The employment data for October was announced this morning and the news was bad, really bad. The economy lost 240,000 jobs in October. This number is not only bad on its face, however it was worse than the 200,000 in expected losses. Furthermore, the unemployment rate jumped to 6.5%.

With all of this bad news, one would expect the markets to react in kind. Yet, we have seen the exact reverse across the board. So far, the Dow is up almost 200 points. The Treasuries, on the other hand, have responded worse. If the markets were responding to economic news with any logic, we should have seen the exact opposite response across the board. It's possible we are seeing the effect of buying ( or selling) on expectation and the reverse on news.

It's also possible that the markets have stopped responding to economic data at all. What we have seen in the markets over the last couple weeks is something even more troubling than the bear market that has taken hold. What we have seen are equity and debt markets foresaking logical response altogether. Yesterday, the European Central Banks cut their short term rates sharply. Yet, the debt markets responded with a collective yawn. The movement in LIBOR, the Treasuries, as well as the German Treasuries was rather mild. The European Central Banks cut their short term rate by a full percent and a half. This should have moved short term rates down significantly and should have moved long term rates up. (the central bank rate is a short term rate and that's why short term rates should have gone down, it is also long term inflationary and that's why long term rates should have gone up) Yet, we saw almost no movement.

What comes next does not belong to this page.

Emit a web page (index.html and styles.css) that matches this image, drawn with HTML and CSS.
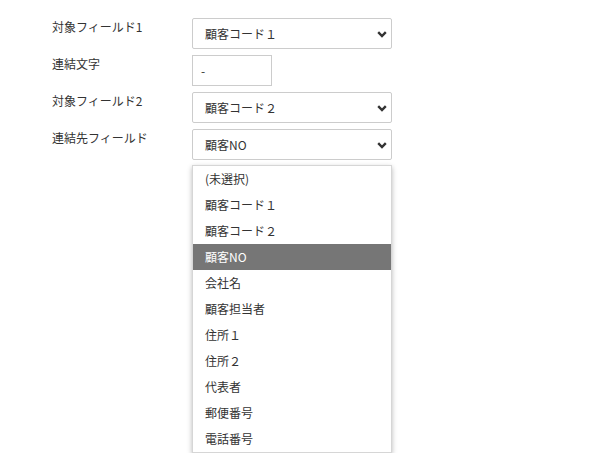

Today, we have worse than expected economic news. This should have pushed stocks down. Bad economic news is also deflationary which should have pushed long term interest rates down. Instead, we saw the exact opposite on both, so far. In fact, I wouldn't be the bit surprised if all these numbers are transformed prior to the end of the day.

At this point, I am convinced that all markets, debt and equity, are being pushed not by market forces, investors, and long term players, but rather they are being manipulated by speculators. Speculators dismiss economic news because it is irrelevant to their agenda. Speculators have no long term plans for the market. All their movements are for hours and days at the most. Rather, they respond to trends in the market movement. The only thing that can explain ten percent movements daily in the Dow is that speculators are moving this market for their own short term benefit. Many of these folks are likely the same folks that pushed up oil over the summer, and many are also likely trading from overseas.

What this means for the indefinite future is that first and foremost there will be a total lack of predictability. It not only means that it will be difficult to predict the future movement of the market, but furthermore, it will be just as difficult to predict how the market will respond to already announced news. That's why I continue to only recommend a volatility play.

Unlike most others, I don't believe that anything should be done to or about these speculators. Speculation is an unfortunate part of any market, however trying to regulate speculation is a dicey proposition. Many of the scourge investments like short selling were created to give investors a reason to stay in bear markets. They were created to give investors an investment vehicle if they believed the market was bearish. Take away this tool, and these investors won't as easily return when the market is bullish. Just because someone is investing with absolutely no scruples doesn't mean it makes any sense to try and regulate them.